Copy the data exactly; pictures stay out of the copy.

Available data:
*****

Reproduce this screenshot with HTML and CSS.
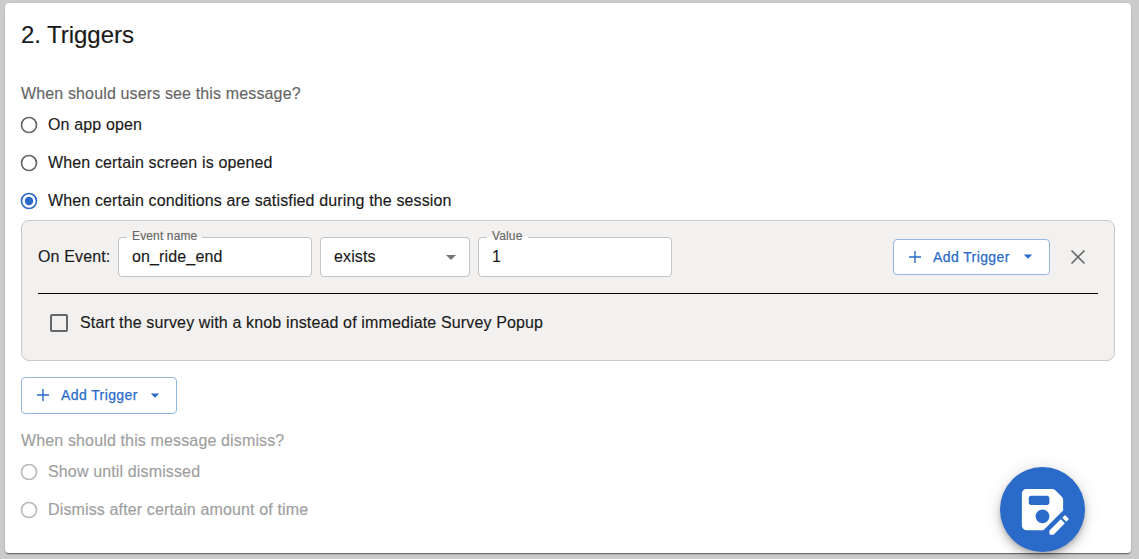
FILE: index.html
```html
<!DOCTYPE html>
<html lang="en">
<head>
<meta charset="utf-8">
<title>Triggers</title>
<link rel="stylesheet" href="styles.css">
</head>
<body>
<main class="card">
  <h2 class="title">2. Triggers</h2>
  <div class="legend">When should users see this message?</div>
  <div class="option">
    <svg class="radio" viewBox="0 0 20 20"><circle cx="10" cy="10" r="7.5"/></svg>
    <span>On app open</span>
  </div>
  <div class="option">
    <svg class="radio" viewBox="0 0 20 20"><circle cx="10" cy="10" r="7.5"/></svg>
    <span>When certain screen is opened</span>
  </div>
  <div class="option">
    <svg class="radio selected" viewBox="0 0 20 20"><circle cx="10" cy="10" r="7.5"/><circle class="dot" cx="10" cy="10" r="4.2"/></svg>
    <span>When certain conditions are satisfied during the session</span>
  </div>
  <section class="panel">
    <div class="event-row">
      <span class="event-label">On Event:</span>
      <div class="field wide"><span class="field-label">Event name</span><span>on_ride_end</span></div>
      <div class="field select"><span>exists</span><svg class="arrow" viewBox="0 0 24 24"><path d="M7 10l5 5 5-5z"/></svg></div>
      <div class="field wide"><span class="field-label">Value</span><span>1</span></div>
      <div class="actions">
        <div class="button">
          <svg class="plus" viewBox="0 0 12 12"><path d="M6 0v12M0 6h12"/></svg>
          <span>Add Trigger</span>
          <svg class="caret" viewBox="0 0 10 5"><path d="M.8 .6h8.400L5 4.800z"/></svg>
        </div>
        <svg class="close" viewBox="0 0 16 16"><path d="M1.5 1.5l13 13M14.5 1.5l-13 13"/></svg>
      </div>
    </div>
    <div class="check-row">
      <svg class="checkbox" viewBox="0 0 18 18"><rect x="1" y="1" width="16" height="16" rx="1"/></svg>
      <span>Start the survey with a knob instead of immediate Survey Popup</span>
    </div>
  </section>
  <div class="button outer">
    <svg class="plus" viewBox="0 0 12 12"><path d="M6 0v12M0 6h12"/></svg>
    <span>Add Trigger</span>
    <svg class="caret" viewBox="0 0 10 5"><path d="M.8 .6h8.400L5 4.800z"/></svg>
  </div>
  <div class="disabled">
    <div class="legend">When should this message dismiss?</div>
    <div class="option">
      <svg class="radio" viewBox="0 0 20 20"><circle cx="10" cy="10" r="7.5"/></svg>
      <span>Show until dismissed</span>
    </div>
    <div class="option">
      <svg class="radio" viewBox="0 0 20 20"><circle cx="10" cy="10" r="7.5"/></svg>
      <span>Dismiss after certain amount of time</span>
    </div>
  </div>
</main>
<div class="fab">
  <svg viewBox="0 0 24 24"><path fill-rule="evenodd" d="M21 12.4V7.830c0-.53-.21-1.040-.59-1.410l-2.830-2.830A2 2 0 0 0 16.170 3H5a2 2 0 0 0-2 2v14c0 1.100.9 2 2 2h7.400zM15 15a3 3 0 1 1-6 0 3 3 0 0 1 6 0zM7 6h7c.55 0 1 .45 1 1v2c0 .55-.45 1-1 1H7c-.55 0-1-.45-1-1V7c0-.55.45-1 1-1z"/><path d="M19.990 16.250l1.770 1.770-4.840 4.840a.5.5 0 0 1-.35.14H15.500a.5.5 0 0 1-.5-.5v-1.060c0-.13.05-.26.15-.35zM23.250 16.510l-.85.85-1.770-1.770.85-.85c.2-.2.51-.2.71 0l1.060 1.060c.2.2.2.52 0 .71z"/></svg>
</div>
</body>
</html>
```

FILE: styles.css
```css
* { box-sizing: border-box; }

body {
  margin: 0;
  height: 559px;
  padding: 3px 8px 6px 5px;
  overflow: hidden;
  background: #cbcbcb;
  color: #1a1a1a;
  font: 16px/24px "Liberation Sans", Arial, sans-serif;
  letter-spacing: 0.14px;
  -webkit-text-stroke: 0.15px currentColor;
}

svg { display: block; flex: none; }

.card {
  height: 550px;
  padding: 16px;
  border-radius: 4px;
  background: #fff;
  box-shadow: 0 2px 1px -1px rgba(0, 0, 0, 0.3), 0 1px 1px rgba(0, 0, 0, 0.24), 0 1px 3px rgba(0, 0, 0, 0.12);
}

.title {
  height: 62px;
  margin: 0;
  font-size: 24px;
  line-height: 32px;
  font-weight: 400;
  letter-spacing: -0.05px;
}

.legend { height: 25px; line-height: 25px; color: #666; }

.option { display: flex; align-items: center; height: 38px; gap: 9px; }
.radio { width: 20px; height: 20px; margin-left: -2px; fill: none; stroke: #666; stroke-width: 1.65; }
.radio.selected { stroke: #2a6bc9; }
.dot { fill: #2a6bc9; stroke: none; }

.panel {
  height: 141px;
  width: 1094px;
  padding: 16px;
  border: 1px solid #c9c9c9;
  border-radius: 8px;
  background: #f3f1f0;
}

.event-row { display: flex; height: 57px; padding-bottom: 17px; border-bottom: 1px solid #000; gap: 8px; }
.event-label { width: 72px; line-height: 39px; white-space: nowrap; }

.field {
  display: flex;
  position: relative;
  align-items: center;
  height: 40px;
  padding: 0 13px;
  border: 1px solid #c3c3c3;
  border-radius: 4px;
  background: #fff;
}
.wide { width: 194px; }
.select { width: 150px; justify-content: space-between; padding-right: 6px; }
.arrow { width: 24px; height: 24px; fill: #757575; }

/* Floating label that interrupts the field border */
.field-label {
  position: absolute;
  top: -9px;
  left: 8px;
  padding: 0 5px;
  color: #666;
  background: linear-gradient(#fff, #fff) 0 8px / 100% 1px no-repeat;
  font-size: 12px;
  line-height: 14px;
}

.actions { display: flex; align-items: center; margin: 0 12px 0 auto; gap: 20px; }

.button {
  display: flex;
  align-items: center;
  width: 157px;
  height: 36px;
  padding: 0 16px 0 15px;
  border: 1px solid #94b5e4;
  border-radius: 4px;
  background: #fff;
  color: #2a6bc9;
  font-size: 14px;
  letter-spacing: 0.4px;
  -webkit-text-stroke-width: 0.25px;
}
.button span { margin-left: 12px; white-space: nowrap; }
.plus { width: 12px; height: 12px; fill: none; stroke: currentColor; stroke-width: 1.4; }
.caret { width: 10px; height: 5px; margin-left: auto; fill: currentColor; }
.close { width: 16px; height: 16px; fill: none; stroke: #666; stroke-width: 1.6; }

.check-row { display: flex; align-items: center; height: 58px; padding-left: 12px; gap: 12px; }
.checkbox { width: 18px; height: 18px; fill: none; stroke: #666; stroke-width: 2; }

.outer { width: 156px; height: 37px; margin: 16px 0 14px; padding-bottom: 1px; }
.disabled .legend, .disabled .option { color: #9e9e9e; }
.disabled .radio { stroke: #b9b9b9; }

.fab {
  display: flex;
  position: absolute;
  left: 1000px;
  top: 467px;
  width: 85px;
  height: 85px;
  align-items: center;
  justify-content: center;
  border-radius: 50%;
  background: #2a6bc9;
  box-shadow: 0 3px 5px -1px rgba(0, 0, 0, 0.2), 0 6px 10px rgba(0, 0, 0, 0.14), 0 1px 18px rgba(0, 0, 0, 0.12);
}
.fab svg { width: 55px; height: 55px; fill: #fff; }
```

*****

Solution to this problem:
Reproduce this screenshot with HTML and CSS.
FILE: index.html
```html
<!DOCTYPE html>
<html lang="en">
<head>
<meta charset="utf-8">
<title>Triggers</title>
<link rel="stylesheet" href="styles.css">
</head>
<body>
<main class="card">
  <h2 class="title">2. Triggers</h2>
  <div class="legend">When should users see this message?</div>
  <div class="option">
    <svg class="radio" viewBox="0 0 20 20"><circle cx="10" cy="10" r="7.5"/></svg>
    <span>On app open</span>
  </div>
  <div class="option">
    <svg class="radio" viewBox="0 0 20 20"><circle cx="10" cy="10" r="7.5"/></svg>
    <span>When certain screen is opened</span>
  </div>
  <div class="option">
    <svg class="radio selected" viewBox="0 0 20 20"><circle cx="10" cy="10" r="7.5"/><circle class="dot" cx="10" cy="10" r="4.2"/></svg>
    <span>When certain conditions are satisfied during the session</span>
  </div>
  <section class="panel">
    <div class="event-row">
      <span class="event-label">On Event:</span>
      <div class="field wide"><span class="field-label">Event name</span><span>on_ride_end</span></div>
      <div class="field select"><span>exists</span><svg class="arrow" viewBox="0 0 24 24"><path d="M7 10l5 5 5-5z"/></svg></div>
      <div class="field wide"><span class="field-label">Value</span><span>1</span></div>
      <div class="actions">
        <div class="button">
          <svg class="plus" viewBox="0 0 12 12"><path d="M6 0v12M0 6h12"/></svg>
          <span>Add Trigger</span>
          <svg class="caret" viewBox="0 0 10 5"><path d="M.8 .6h8.400L5 4.800z"/></svg>
        </div>
        <svg class="close" viewBox="0 0 16 16"><path d="M1.5 1.5l13 13M14.5 1.5l-13 13"/></svg>
      </div>
    </div>
    <div class="check-row">
      <svg class="checkbox" viewBox="0 0 18 18"><rect x="1" y="1" width="16" height="16" rx="1"/></svg>
      <span>Start the survey with a knob instead of immediate Survey Popup</span>
    </div>
  </section>
  <div class="button outer">
    <svg class="plus" viewBox="0 0 12 12"><path d="M6 0v12M0 6h12"/></svg>
    <span>Add Trigger</span>
    <svg class="caret" viewBox="0 0 10 5"><path d="M.8 .6h8.400L5 4.800z"/></svg>
  </div>
  <div class="disabled">
    <div class="legend">When should this message dismiss?</div>
    <div class="option">
      <svg class="radio" viewBox="0 0 20 20"><circle cx="10" cy="10" r="7.5"/></svg>
      <span>Show until dismissed</span>
    </div>
    <div class="option">
      <svg class="radio" viewBox="0 0 20 20"><circle cx="10" cy="10" r="7.5"/></svg>
      <span>Dismiss after certain amount of time</span>
    </div>
  </div>
</main>
<div class="fab">
  <svg viewBox="0 0 24 24"><path fill-rule="evenodd" d="M21 12.4V7.830c0-.53-.21-1.040-.59-1.410l-2.830-2.830A2 2 0 0 0 16.170 3H5a2 2 0 0 0-2 2v14c0 1.100.9 2 2 2h7.400zM15 15a3 3 0 1 1-6 0 3 3 0 0 1 6 0zM7 6h7c.55 0 1 .45 1 1v2c0 .55-.45 1-1 1H7c-.55 0-1-.45-1-1V7c0-.55.45-1 1-1z"/><path d="M19.990 16.250l1.770 1.770-4.840 4.840a.5.5 0 0 1-.35.14H15.500a.5.5 0 0 1-.5-.5v-1.060c0-.13.05-.26.15-.35zM23.250 16.510l-.85.85-1.770-1.770.85-.85c.2-.2.51-.2.71 0l1.060 1.060c.2.2.2.52 0 .71z"/></svg>
</div>
</body>
</html>
```

FILE: styles.css
```css
* { box-sizing: border-box; }

body {
  margin: 0;
  height: 559px;
  padding: 3px 8px 6px 5px;
  overflow: hidden;
  background: #cbcbcb;
  color: #1a1a1a;
  font: 16px/24px "Liberation Sans", Arial, sans-serif;
  letter-spacing: 0.14px;
  -webkit-text-stroke: 0.15px currentColor;
}

svg { display: block; flex: none; }

.card {
  height: 550px;
  padding: 16px;
  border-radius: 4px;
  background: #fff;
  box-shadow: 0 2px 1px -1px rgba(0, 0, 0, 0.3), 0 1px 1px rgba(0, 0, 0, 0.24), 0 1px 3px rgba(0, 0, 0, 0.12);
}

.title {
  height: 62px;
  margin: 0;
  font-size: 24px;
  line-height: 32px;
  font-weight: 400;
  letter-spacing: -0.05px;
}

.legend { height: 25px; line-height: 25px; color: #666; }

.option { display: flex; align-items: center; height: 38px; gap: 9px; }
.radio { width: 20px; height: 20px; margin-left: -2px; fill: none; stroke: #666; stroke-width: 1.65; }
.radio.selected { stroke: #2a6bc9; }
.dot { fill: #2a6bc9; stroke: none; }

.panel {
  height: 141px;
  width: 1094px;
  padding: 16px;
  border: 1px solid #c9c9c9;
  border-radius: 8px;
  background: #f3f1f0;
}

.event-row { display: flex; height: 57px; padding-bottom: 17px; border-bottom: 1px solid #000; gap: 8px; }
.event-label { width: 72px; line-height: 39px; white-space: nowrap; }

.field {
  display: flex;
  position: relative;
  align-items: center;
  height: 40px;
  padding: 0 13px;
  border: 1px solid #c3c3c3;
  border-radius: 4px;
  background: #fff;
}
.wide { width: 194px; }
.select { width: 150px; justify-content: space-between; padding-right: 6px; }
.arrow { width: 24px; height: 24px; fill: #757575; }

/* Floating label that interrupts the field border */
.field-label {
  position: absolute;
  top: -9px;
  left: 8px;
  padding: 0 5px;
  color: #666;
  background: linear-gradient(#fff, #fff) 0 8px / 100% 1px no-repeat;
  font-size: 12px;
  line-height: 14px;
}

.actions { display: flex; align-items: center; margin: 0 12px 0 auto; gap: 20px; }

.button {
  display: flex;
  align-items: center;
  width: 157px;
  height: 36px;
  padding: 0 16px 0 15px;
  border: 1px solid #94b5e4;
  border-radius: 4px;
  background: #fff;
  color: #2a6bc9;
  font-size: 14px;
  letter-spacing: 0.4px;
  -webkit-text-stroke-width: 0.25px;
}
.button span { margin-left: 12px; white-space: nowrap; }
.plus { width: 12px; height: 12px; fill: none; stroke: currentColor; stroke-width: 1.4; }
.caret { width: 10px; height: 5px; margin-left: auto; fill: currentColor; }
.close { width: 16px; height: 16px; fill: none; stroke: #666; stroke-width: 1.6; }

.check-row { display: flex; align-items: center; height: 58px; padding-left: 12px; gap: 12px; }
.checkbox { width: 18px; height: 18px; fill: none; stroke: #666; stroke-width: 2; }

.outer { width: 156px; height: 37px; margin: 16px 0 14px; padding-bottom: 1px; }
.disabled .legend, .disabled .option { color: #9e9e9e; }
.disabled .radio { stroke: #b9b9b9; }

.fab {
  display: flex;
  position: absolute;
  left: 1000px;
  top: 467px;
  width: 85px;
  height: 85px;
  align-items: center;
  justify-content: center;
  border-radius: 50%;
  background: #2a6bc9;
  box-shadow: 0 3px 5px -1px rgba(0, 0, 0, 0.2), 0 6px 10px rgba(0, 0, 0, 0.14), 0 1px 18px rgba(0, 0, 0, 0.12);
}
.fab svg { width: 55px; height: 55px; fill: #fff; }
```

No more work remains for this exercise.